Nel prossimo post accenneremo alle rappresentazioni geografiche della Piana di Capaccio nel seicento.
Note
(1) Giovanni Vitolo (a cura di), La rappresentazione dello spazio nel Mezzogiorno aragonese. Le mappe del Principato Citra, pag. 5, La Veglia & Carlone, 2016.
(2) La Greca F., Valerio V., Paesaggio antico e medioevale nelle mappe aragonesi di Giovanni Pontano, Le terre del Principati Citra, pag. 59, Centro di Primozione Culturale per il Cilento, Acciaroli (Sa), 2008.

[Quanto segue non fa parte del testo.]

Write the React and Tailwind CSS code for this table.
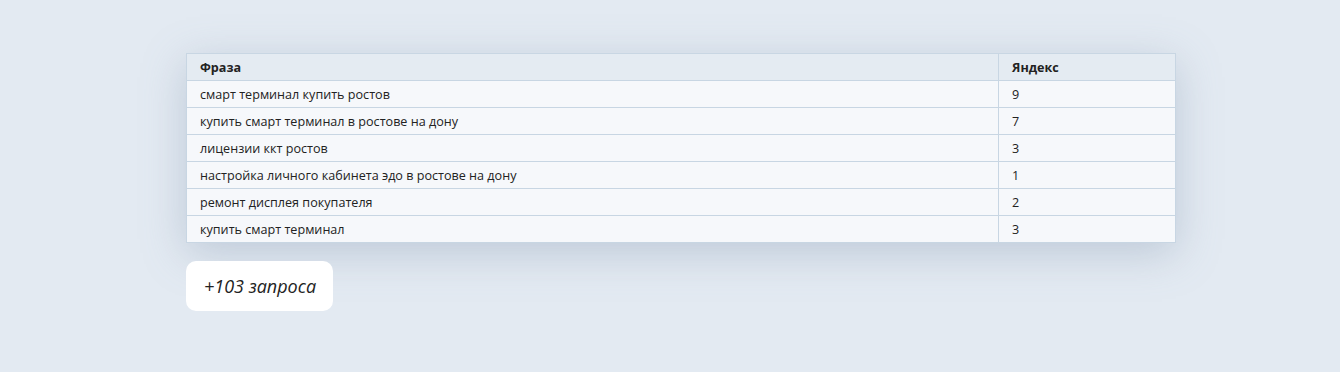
const rows = [
  ['смарт терминал купить ростов', 9],
  ['купить смарт терминал в ростове на дону', 7],
  ['лицензии ккт ростов', 3],
  ['настройка личного кабинета эдо в ростове на дону', 1],
  ['ремонт дисплея покупателя', 2],
  ['купить смарт терминал', 3],
]

export default function App() {
  return (
    <div className="min-h-[372px] bg-[#e3eaf2] pt-[53px] pl-[186px] font-['Open_Sans',sans-serif] text-[#222]">
      {/* Table */}
      <div className="w-[990px] shadow-[0_10px_40px_rgba(120,140,165,0.35)]">
        <table className="w-full border-collapse text-[12.6px] leading-[24px]">
          <thead>
            <tr className="bg-[#e4ebf2]">
              <th className="w-[812px] border border-[#c8d6e3] px-[13px] pt-[2px] text-left font-bold">Фраза</th>
              <th className="border border-[#c8d6e3] px-[13px] pt-[2px] text-left font-bold">Яндекс</th>
            </tr>
          </thead>
          <tbody>
            {rows.map(([phrase, count]) => (
              <tr key={phrase} className="bg-[#f6f8fb]">
                <td className="border border-[#c8d6e3] px-[13px] pt-[2px]">{phrase}</td>
                <td className="border border-[#c8d6e3] px-[13px] pt-[2px]">{count}</td>
              </tr>
            ))}
          </tbody>
        </table>
      </div>

      {/* More button */}
      <div className="mt-[18px] inline-flex h-[50px] items-center rounded-[10px] bg-white pl-[18px] pr-[17px] text-[18px] italic text-[#222]">
        +103 запроса
      </div>
    </div>
  )
}
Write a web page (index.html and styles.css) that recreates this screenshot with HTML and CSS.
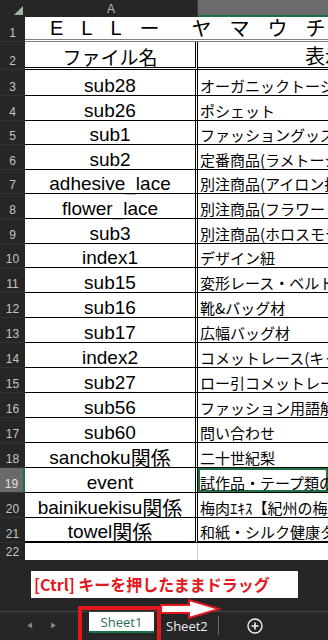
FILE: index.html
```html
<!DOCTYPE html>
<html lang="ja">
<head>
    <meta charset="utf-8">
    <title>Sheet1</title>
    <link rel="stylesheet" href="styles.css">
</head>
<body>
    <div class="sheet">
        <div class="row head">
            <div class="num corner"><span class="tri"></span></div>
            <div class="a">A</div>
            <div class="b selcol"></div>
        </div>
        <div class="row r1">
            <div class="num">1</div>
            <div class="title">
                <span class="lat">E</span><span class="lat">L</span><span class="lat">L</span><span class="dash">ー</span><span>ヤ</span><span>マ</span><span>ウ</span><span>チ</span><span>ー</span>
            </div>
        </div>
        <div class="row r2">
            <div class="num">2</div>
            <div class="a">ファイル名</div>
            <div class="b hdr">表示内容</div>
        </div>
        <div class="row r3"><div class="num">3</div><div class="a">sub28</div><div class="b">オーガニックトーション</div></div>
        <div class="row"><div class="num">4</div><div class="a">sub26</div><div class="b">ポシェット</div></div>
        <div class="row short"><div class="num">5</div><div class="a">sub1</div><div class="b">ファッショングッズ(アクセサリー)</div></div>
        <div class="row"><div class="num">6</div><div class="a">sub2</div><div class="b">定番商品(ラメトーション)</div></div>
        <div class="row short"><div class="num">7</div><div class="a">adhesive_lace</div><div class="b">別注商品(アイロン接着レース)</div></div>
        <div class="row"><div class="num">8</div><div class="a">flower_lace</div><div class="b">別注商品(フラワーレース)</div></div>
        <div class="row"><div class="num">9</div><div class="a">sub3</div><div class="b">別注商品(ホロスモチーフ)</div></div>
        <div class="row short"><div class="num">10</div><div class="a">index1</div><div class="b">デザイン紐</div></div>
        <div class="row"><div class="num">11</div><div class="a">sub15</div><div class="b">変形レース・ベルト</div></div>
        <div class="row"><div class="num">12</div><div class="a">sub16</div><div class="b">靴&amp;バッグ材</div></div>
        <div class="row"><div class="num">13</div><div class="a">sub17</div><div class="b">広幅バッグ材</div></div>
        <div class="row"><div class="num">14</div><div class="a">index2</div><div class="b">コメットレース(キャンディ)</div></div>
        <div class="row"><div class="num">15</div><div class="a">sub27</div><div class="b">ロー引コメットレース</div></div>
        <div class="row"><div class="num">16</div><div class="a">sub56</div><div class="b">ファッション用語解説</div></div>
        <div class="row"><div class="num">17</div><div class="a">sub60</div><div class="b">問い合わせ</div></div>
        <div class="row"><div class="num">18</div><div class="a">sanchoku<span class="jp">関係</span></div><div class="b">二十世紀梨</div></div>
        <div class="row active"><div class="num">19</div><div class="a">event</div><div class="b">試作品・テープ類の</div></div>
        <div class="row"><div class="num">20</div><div class="a">bainikuekisu<span class="jp">関係</span></div><div class="b">梅肉ｴｷｽ【紀州の梅】</div></div>
        <div class="row r21"><div class="num">21</div><div class="a">towel<span class="jp">関係</span></div><div class="b">和紙・シルク健康タオル</div></div>
        <div class="row r22"><div class="num">22</div><div class="a"></div><div class="b"></div></div>
    </div>

    <div class="bottom">
        <div class="filler">
            <div class="note">[Ctrl] キーを押したままドラッグ</div>
        </div>
        <div class="tabs">
            <span class="nav">&#9664;</span>
            <span class="nav">&#9654;</span>
            <span class="tab current">Sheet1</span>
            <span class="tab">Sheet2</span>
            <span class="divider"></span>
            <svg class="plus" width="16" height="16" viewBox="0 0 16 16">
                <circle cx="8" cy="8" r="7" fill="none" stroke="#f0f0f0" stroke-width="1.4"/>
                <path d="M8 4.5v7M4.5 8h7" stroke="#f0f0f0" stroke-width="1.6"/>
            </svg>
        </div>

        <!-- annotation: frame around tab + drag arrow -->
        <div class="frame"></div>
        <svg class="arrow" width="64" height="22" viewBox="0 0 64 22">
            <path d="M2 7 H30 V2 L60 11 L30 20 V15 H2 Z" fill="#fff" stroke="#e3171c" stroke-width="2" stroke-linejoin="miter"/>
        </svg>
    </div>
</body>
</html>
```

FILE: styles.css
```css
body {
    margin: 0;
    padding: 0;
    width: 328px;
    height: 640px;
    overflow: hidden;
    background: #262626;
    font-family: "Liberation Sans", "Noto Sans CJK JP", sans-serif;
}
.sheet {
    background: #fff;
}
.row {
    display: flex;
    height: 25px;
    box-sizing: border-box;
}
.row.short {
    height: 24px;
}
.num {
    width: 25px;
    flex: none;
    box-sizing: border-box;
    background: #262626;
    color: #c4c4c4;
    font-size: 12px;
    line-height: 1;
    display: flex;
    justify-content: center;
    align-items: flex-end;
    padding-bottom: 2px;
    border-bottom: 1px solid #333;
}
.a {
    width: 173px;
    flex: none;
    box-sizing: border-box;
    border-right: 3px double #000;
    border-bottom: 1px solid #000;
    font-size: 19px;
    line-height: 1;
    color: #000;
    display: flex;
    justify-content: center;
    align-items: flex-end;
    white-space: nowrap;
}
.a .jp {
    font-family: "Noto Sans CJK JP", sans-serif;
    font-size: 20px;
    margin-bottom: -1px;
}
.b {
    flex: 1;
    min-width: 0;
    box-sizing: border-box;
    border-bottom: 1px solid #000;
    font-family: "Noto Sans CJK JP", sans-serif;
    font-size: 15px;
    line-height: 1;
    color: #000;
    padding: 0 0 2px 2px;
    display: flex;
    align-items: flex-end;
    white-space: nowrap;
    overflow: hidden;
}

/* column header */
.row.head {
    height: 17px;
}
.head .num {
    border-bottom: none;
    position: relative;
}
.tri {
    position: absolute;
    right: 2px;
    bottom: 2px;
    width: 0;
    height: 0;
    border-left: 9px solid transparent;
    border-bottom: 9px solid #9bb7a2;
}
.head .a {
    background: #262626;
    color: #bdbdbd;
    font-size: 12px;
    border: none;
    border-right: 1px solid #3c3c3c;
    align-items: center;
}
.head .selcol {
    background: #6b6b6b;
    border-bottom: 2px solid #1e7145;
    padding: 0;
}

/* title row */
.r1 .title {
    flex: 1;
    display: flex;
    align-items: flex-end;
    padding: 0 0 1px 25px;
    border-bottom: 3px double #808080;
    font-family: "Noto Sans CJK JP", sans-serif;
    font-size: 20px;
    line-height: 1;
    white-space: nowrap;
    overflow: hidden;
}
.title span {
    margin-right: 18px;
    flex: none;
}
.title .lat {
    font-family: "Liberation Sans", sans-serif;
}
.title .dash {
    margin-right: 32px;
}

.row.r2 {
    height: 28px;
}
.r2 .a,
.r2 .b {
    border-bottom: 3px double #000;
}
.r2 .a {
    font-family: "Noto Sans CJK JP", sans-serif;
    padding-bottom: 1px;
}
.r2 .b.hdr {
    font-size: 20px;
    padding: 0 0 1px 107px;
}
.row.r3 {
    height: 26px;
}

/* selected cell */
.active .num {
    background: #6a6a6a;
    color: #e0e0e0;
    border-right: 2px solid #1e7145;
}
.active .b {
    box-shadow: inset 0 0 0 2px #217346;
}

.r21 .a,
.r21 .b {
    border-bottom: 2px solid #000;
}
.row.r22 {
    height: 17px;
}
.r22 .a {
    border-right: 1px solid #d0d0d0;
    border-bottom: none;
}
.r22 .b {
    border-bottom: none;
}
.r22 .num {
    border-bottom: none;
}

/* bottom area */
.bottom {
    position: relative;
    height: 79px;
}
.filler {
    height: 51px;
    box-sizing: border-box;
    padding: 11px 0 0 31px;
}
.note {
    width: 267px;
    height: 27px;
    box-sizing: border-box;
    background: #fff;
    color: #e3171c;
    font-family: "Noto Sans CJK JP", sans-serif;
    font-weight: bold;
    font-size: 16px;
    line-height: 27px;
    padding-left: 3px;
    white-space: nowrap;
    overflow: hidden;
}
.tabs {
    height: 28px;
    box-sizing: border-box;
    border-top: 1px solid #454545;
    display: flex;
    align-items: center;
    padding-left: 26px;
    font-family: "Open Sans", "Noto Sans", sans-serif;
    font-size: 13px;
}
.nav {
    color: #8a8a8a;
    font-size: 7px;
    width: 8px;
    margin-right: 16px;
}
.tab {
    color: #ececec;
    padding: 0 8px 0 12px;
}
.tab.current {
    background: #fff;
    color: #2f6e50;
    width: 65px;
    height: 21px;
    box-sizing: border-box;
    margin: 0 0 0 15px;
    text-align: center;
    padding: 0;
    line-height: 20px;
    border-bottom: 2px solid #1e7145;
    align-self: flex-start;
}
.divider {
    width: 1px;
    height: 19px;
    background: #6a6a6a;
    margin: 0 28px 0 2px;
}
.plus {
    display: block;
}
.frame {
    position: absolute;
    left: 78px;
    top: 46px;
    width: 83px;
    height: 40px;
    box-sizing: border-box;
    border: 4px solid #e3171c;
}
.arrow {
    position: absolute;
    left: 159px;
    top: 38px;
}
```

(3) Valerio V., Le pergamene cartografiche aragonesi del Regno di Napoli: dubbi e certezze, in Vitolo G. (a cura di), La rappresentazione dello spazio..., op. cit., da pag. 9 e ss..
(4) Altra possibilità prospettata da chi presuppone l'autenticità di tali "mappe" è che queste passando di mano in mano nell'essere ricopiate si siano arricchite di particolari che in origine non avevano. Processo di ricompilazione continuato sino al seicento.
(5) Antonini G., La Lucania. op. cit., p. 189.
(6) Si veda anche ABC, XXXVII 38, 1180, XIV dove Giovanni vende la “quattuor partis” di tutti i suoi beni “in loco ubi Palma dicitur” alla Badia di Cava e all'Episcopio di Capaccio per once cinque di monete di Sicilia.
(7) Ebner P., Chiesa Baroni..., Vol. I, op. cit., pag. 615. Al di là della personale opinione del Di Stefano dovuta all'allora imperante preiudizio anti-federiciano, molto più probabilmente anche “Palma” seguì la sorte dei tanti villaggi e paesi desertificati con la Guerra del Vespro.
(8) Un'antica canzone popolare capaccese, che è un omaggio al paese, ma soprattutto alle sue donne, assegna a ciascuna per quartiere determinate caratteristiche: Capaccio bello, fatto a quattro pizzi, re' tutt'e quatto mme so' nnamorato, a Munticiello so li musi afflitti, a Santuliveto li scummunecate, 'nCasecappolla ng'è la rosa reccia, nmiezzo lu Lauro la rosa ngarnata, si vuoi sapè addò so le Bellizzi, ra lu Tempone fì a lu Capostrata. (da Gli antichi canti di Capaccio a cura di Vincenzo Rubini, pag. 29, Napoli, 1983.)
(9) La Greca F., Paestum e il suo territorio nella cartografia storica medievale e moderna, Annali Storici del Principato Citra, X, 1, 2012, pag. 79.
(10) Natella però interpreta la "civitas nova", come un nuovo quartiere fortificato aggiuntosi nell'XI secolo a quello più antico. In P. Natella, Il castellum Caputaquis fra documentazione e storia (933-1085).
(11) Diversamente da altri il prof. Mario Mello suggerisce un collegamento antichissimo e costante, sulla base di taluni ritrovamenti archeologici, tra il Monte Calpazio e la Paestum greca e romana. Immagina così che le frequentazioni greche e romane del Monte Calpazio, su cui troppo poco si sa, siano evolute già in età tardo antica in un possibile primitivo piccolo luogo abitato. A sua opinione la chiesetta ritrovata nel sagrato del Santuario della Madonna del Granato potrebbe essere molto più antica di quanto di solito in ambito medievista si presuppone. Osserva infatti che se A. Burko e P. Peduto la indicano come precedente al IX secolo, non sono però così certi da poter escludere che possa essere addirittura del VI secolo. In M. Mello, Da Poseidonia a Caputaquis medievale, pag.70, Ed. Tored, 2018.
(12) Ad esempio nel CDC, 9, pag. 105 (anni 1065/1072) compare un'altra variante "Ridilianum": "Ego Petrus filius quondam Mauri su[b]diaconi clarifico me habere rebus in locum Trintinaria et in locum RIDILIANUM UBI PROPRIO MONTICELLUM DICITUR et in locum Pazzano ..."
(13) La Greca F., Paestum..., op. cit., pp. 77 – 78.